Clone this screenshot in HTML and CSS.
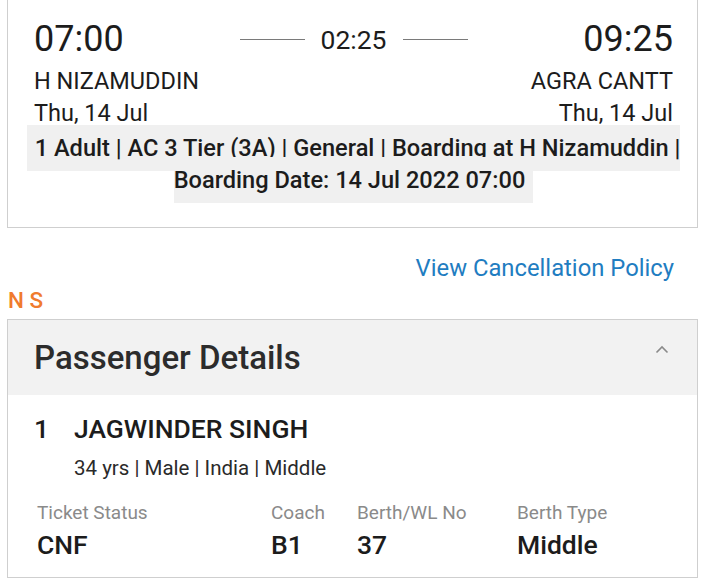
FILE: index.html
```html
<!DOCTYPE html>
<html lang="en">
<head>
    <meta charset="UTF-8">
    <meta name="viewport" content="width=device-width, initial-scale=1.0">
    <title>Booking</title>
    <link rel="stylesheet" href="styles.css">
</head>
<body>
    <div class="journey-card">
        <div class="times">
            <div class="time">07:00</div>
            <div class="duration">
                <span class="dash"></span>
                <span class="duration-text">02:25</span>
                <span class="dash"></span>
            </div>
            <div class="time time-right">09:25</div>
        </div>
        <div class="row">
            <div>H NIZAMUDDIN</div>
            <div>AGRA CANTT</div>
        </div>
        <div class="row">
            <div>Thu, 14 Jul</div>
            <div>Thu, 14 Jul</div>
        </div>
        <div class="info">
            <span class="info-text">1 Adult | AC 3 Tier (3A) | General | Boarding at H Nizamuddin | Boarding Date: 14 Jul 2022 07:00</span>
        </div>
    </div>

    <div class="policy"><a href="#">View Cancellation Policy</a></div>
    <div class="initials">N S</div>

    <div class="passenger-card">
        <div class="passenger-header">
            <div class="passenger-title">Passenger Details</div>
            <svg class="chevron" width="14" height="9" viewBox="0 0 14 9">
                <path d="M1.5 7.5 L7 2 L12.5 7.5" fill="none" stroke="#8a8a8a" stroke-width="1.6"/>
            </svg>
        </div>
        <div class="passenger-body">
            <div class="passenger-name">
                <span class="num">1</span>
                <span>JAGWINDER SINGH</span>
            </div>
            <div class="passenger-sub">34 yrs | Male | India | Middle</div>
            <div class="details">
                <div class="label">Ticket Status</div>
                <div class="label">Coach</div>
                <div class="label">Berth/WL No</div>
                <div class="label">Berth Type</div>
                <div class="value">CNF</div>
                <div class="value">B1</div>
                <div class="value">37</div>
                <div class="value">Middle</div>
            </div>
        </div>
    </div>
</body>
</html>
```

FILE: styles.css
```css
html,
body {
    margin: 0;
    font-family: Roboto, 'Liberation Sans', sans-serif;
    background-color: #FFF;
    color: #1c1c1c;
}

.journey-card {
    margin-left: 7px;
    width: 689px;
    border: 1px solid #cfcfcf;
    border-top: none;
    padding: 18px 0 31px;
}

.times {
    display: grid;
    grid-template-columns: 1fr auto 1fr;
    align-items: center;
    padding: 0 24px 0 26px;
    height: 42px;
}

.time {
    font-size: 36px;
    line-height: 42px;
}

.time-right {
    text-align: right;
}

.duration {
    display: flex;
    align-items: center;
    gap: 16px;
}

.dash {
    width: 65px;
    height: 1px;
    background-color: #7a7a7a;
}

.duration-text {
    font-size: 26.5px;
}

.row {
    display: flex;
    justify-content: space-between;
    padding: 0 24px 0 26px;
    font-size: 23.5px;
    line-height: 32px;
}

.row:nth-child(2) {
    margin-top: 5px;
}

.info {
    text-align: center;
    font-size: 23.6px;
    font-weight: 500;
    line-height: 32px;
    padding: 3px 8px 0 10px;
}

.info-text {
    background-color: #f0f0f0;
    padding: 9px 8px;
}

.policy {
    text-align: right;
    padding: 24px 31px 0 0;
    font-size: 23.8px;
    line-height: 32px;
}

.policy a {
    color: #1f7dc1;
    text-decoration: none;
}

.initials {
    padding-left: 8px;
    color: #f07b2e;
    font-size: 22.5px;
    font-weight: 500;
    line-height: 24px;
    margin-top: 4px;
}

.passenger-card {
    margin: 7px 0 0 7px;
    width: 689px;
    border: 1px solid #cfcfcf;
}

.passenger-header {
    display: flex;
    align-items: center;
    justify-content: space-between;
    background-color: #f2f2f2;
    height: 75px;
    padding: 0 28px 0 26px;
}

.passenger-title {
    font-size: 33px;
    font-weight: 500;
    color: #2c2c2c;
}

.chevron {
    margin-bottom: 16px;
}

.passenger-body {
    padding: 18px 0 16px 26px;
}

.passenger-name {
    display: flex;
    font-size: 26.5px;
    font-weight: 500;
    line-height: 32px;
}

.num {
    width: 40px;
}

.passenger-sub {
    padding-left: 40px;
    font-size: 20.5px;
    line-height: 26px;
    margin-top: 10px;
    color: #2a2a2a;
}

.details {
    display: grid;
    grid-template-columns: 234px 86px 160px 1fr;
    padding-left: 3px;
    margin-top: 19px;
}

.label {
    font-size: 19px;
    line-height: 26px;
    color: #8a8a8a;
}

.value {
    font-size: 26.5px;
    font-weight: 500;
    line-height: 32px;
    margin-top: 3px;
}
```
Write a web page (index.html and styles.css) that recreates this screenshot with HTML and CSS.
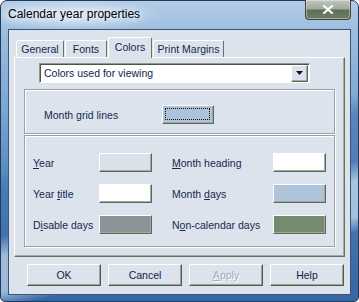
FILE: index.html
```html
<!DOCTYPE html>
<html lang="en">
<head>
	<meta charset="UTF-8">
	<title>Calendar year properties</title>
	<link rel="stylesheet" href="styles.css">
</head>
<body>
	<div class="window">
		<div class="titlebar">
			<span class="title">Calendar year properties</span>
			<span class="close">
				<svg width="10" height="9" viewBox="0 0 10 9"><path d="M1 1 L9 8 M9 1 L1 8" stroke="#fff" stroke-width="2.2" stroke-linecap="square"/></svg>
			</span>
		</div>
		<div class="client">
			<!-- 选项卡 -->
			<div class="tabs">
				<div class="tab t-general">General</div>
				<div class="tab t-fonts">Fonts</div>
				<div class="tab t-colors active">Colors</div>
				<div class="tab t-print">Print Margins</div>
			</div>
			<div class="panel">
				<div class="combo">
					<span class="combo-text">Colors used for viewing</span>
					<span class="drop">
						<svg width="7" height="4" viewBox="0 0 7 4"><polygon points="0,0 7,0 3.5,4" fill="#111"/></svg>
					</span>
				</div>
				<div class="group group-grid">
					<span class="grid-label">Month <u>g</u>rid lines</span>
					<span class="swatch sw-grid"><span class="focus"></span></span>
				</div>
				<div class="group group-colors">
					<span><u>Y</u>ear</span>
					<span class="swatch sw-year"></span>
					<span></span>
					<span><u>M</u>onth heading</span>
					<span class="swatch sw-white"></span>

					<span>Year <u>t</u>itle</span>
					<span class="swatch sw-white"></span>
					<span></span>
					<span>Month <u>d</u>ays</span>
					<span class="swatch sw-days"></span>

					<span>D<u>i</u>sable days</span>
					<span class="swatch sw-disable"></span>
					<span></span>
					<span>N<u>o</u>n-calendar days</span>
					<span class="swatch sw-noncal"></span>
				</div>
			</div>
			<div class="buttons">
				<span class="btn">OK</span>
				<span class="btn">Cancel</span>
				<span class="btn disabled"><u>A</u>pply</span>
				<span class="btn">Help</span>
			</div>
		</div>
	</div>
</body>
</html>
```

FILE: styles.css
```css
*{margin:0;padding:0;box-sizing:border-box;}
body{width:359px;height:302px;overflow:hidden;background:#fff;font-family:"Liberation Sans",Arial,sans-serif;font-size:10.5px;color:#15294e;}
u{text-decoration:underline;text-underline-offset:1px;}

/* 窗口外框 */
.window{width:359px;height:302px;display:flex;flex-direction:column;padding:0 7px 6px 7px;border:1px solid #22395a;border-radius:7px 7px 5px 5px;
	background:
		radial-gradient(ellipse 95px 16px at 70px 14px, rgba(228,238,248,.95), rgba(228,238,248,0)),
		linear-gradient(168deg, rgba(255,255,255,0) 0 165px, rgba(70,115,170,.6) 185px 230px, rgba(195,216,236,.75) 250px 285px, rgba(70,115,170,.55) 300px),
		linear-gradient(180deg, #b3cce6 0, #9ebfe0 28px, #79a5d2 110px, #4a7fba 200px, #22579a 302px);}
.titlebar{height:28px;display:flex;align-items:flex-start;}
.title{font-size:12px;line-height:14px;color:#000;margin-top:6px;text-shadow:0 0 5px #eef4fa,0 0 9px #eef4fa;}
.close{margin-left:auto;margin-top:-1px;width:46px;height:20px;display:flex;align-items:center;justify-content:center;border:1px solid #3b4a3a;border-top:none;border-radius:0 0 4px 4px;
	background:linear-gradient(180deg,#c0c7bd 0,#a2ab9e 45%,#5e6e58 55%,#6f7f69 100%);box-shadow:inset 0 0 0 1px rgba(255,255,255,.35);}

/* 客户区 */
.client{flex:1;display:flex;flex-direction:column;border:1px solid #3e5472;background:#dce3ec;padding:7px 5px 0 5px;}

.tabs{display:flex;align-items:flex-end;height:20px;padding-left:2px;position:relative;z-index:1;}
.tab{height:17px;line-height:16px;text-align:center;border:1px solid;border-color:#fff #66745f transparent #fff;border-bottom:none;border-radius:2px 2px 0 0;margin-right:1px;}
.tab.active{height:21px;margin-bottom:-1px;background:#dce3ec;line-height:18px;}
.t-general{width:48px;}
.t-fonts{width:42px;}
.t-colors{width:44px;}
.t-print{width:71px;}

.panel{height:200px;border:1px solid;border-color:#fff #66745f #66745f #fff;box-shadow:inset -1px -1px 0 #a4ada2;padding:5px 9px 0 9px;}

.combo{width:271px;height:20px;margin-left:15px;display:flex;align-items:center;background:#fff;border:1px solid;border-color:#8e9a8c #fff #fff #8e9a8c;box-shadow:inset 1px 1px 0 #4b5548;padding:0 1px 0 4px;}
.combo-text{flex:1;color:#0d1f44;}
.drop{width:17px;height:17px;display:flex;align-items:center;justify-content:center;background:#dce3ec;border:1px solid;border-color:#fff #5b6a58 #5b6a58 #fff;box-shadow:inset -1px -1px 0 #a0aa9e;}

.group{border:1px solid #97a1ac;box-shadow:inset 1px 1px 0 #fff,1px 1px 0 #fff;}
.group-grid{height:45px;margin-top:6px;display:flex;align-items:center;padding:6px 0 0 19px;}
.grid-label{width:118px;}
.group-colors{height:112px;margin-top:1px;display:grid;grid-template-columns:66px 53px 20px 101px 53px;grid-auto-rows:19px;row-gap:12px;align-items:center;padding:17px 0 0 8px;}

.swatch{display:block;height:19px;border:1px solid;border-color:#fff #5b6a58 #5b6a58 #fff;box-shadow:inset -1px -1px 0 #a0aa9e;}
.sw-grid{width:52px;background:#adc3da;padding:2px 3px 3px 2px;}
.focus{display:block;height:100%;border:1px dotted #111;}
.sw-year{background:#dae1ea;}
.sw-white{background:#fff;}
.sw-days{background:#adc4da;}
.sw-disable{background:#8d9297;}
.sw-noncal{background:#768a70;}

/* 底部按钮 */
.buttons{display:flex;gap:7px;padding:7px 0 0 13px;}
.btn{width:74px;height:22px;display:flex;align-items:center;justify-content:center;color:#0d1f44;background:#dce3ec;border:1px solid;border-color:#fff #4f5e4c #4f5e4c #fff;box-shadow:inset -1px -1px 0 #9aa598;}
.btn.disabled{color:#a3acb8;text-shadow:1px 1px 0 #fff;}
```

Task instructions ▸
Where a line in the entries holds the word "styles", copy that line.

Response ▸
    <link rel="stylesheet" href="styles.css">
FILE: styles.css
Write a web page (index.html and styles.css) that recreates this screenshot with HTML and CSS.
	<link rel="stylesheet" href="styles.css">
FILE: styles.css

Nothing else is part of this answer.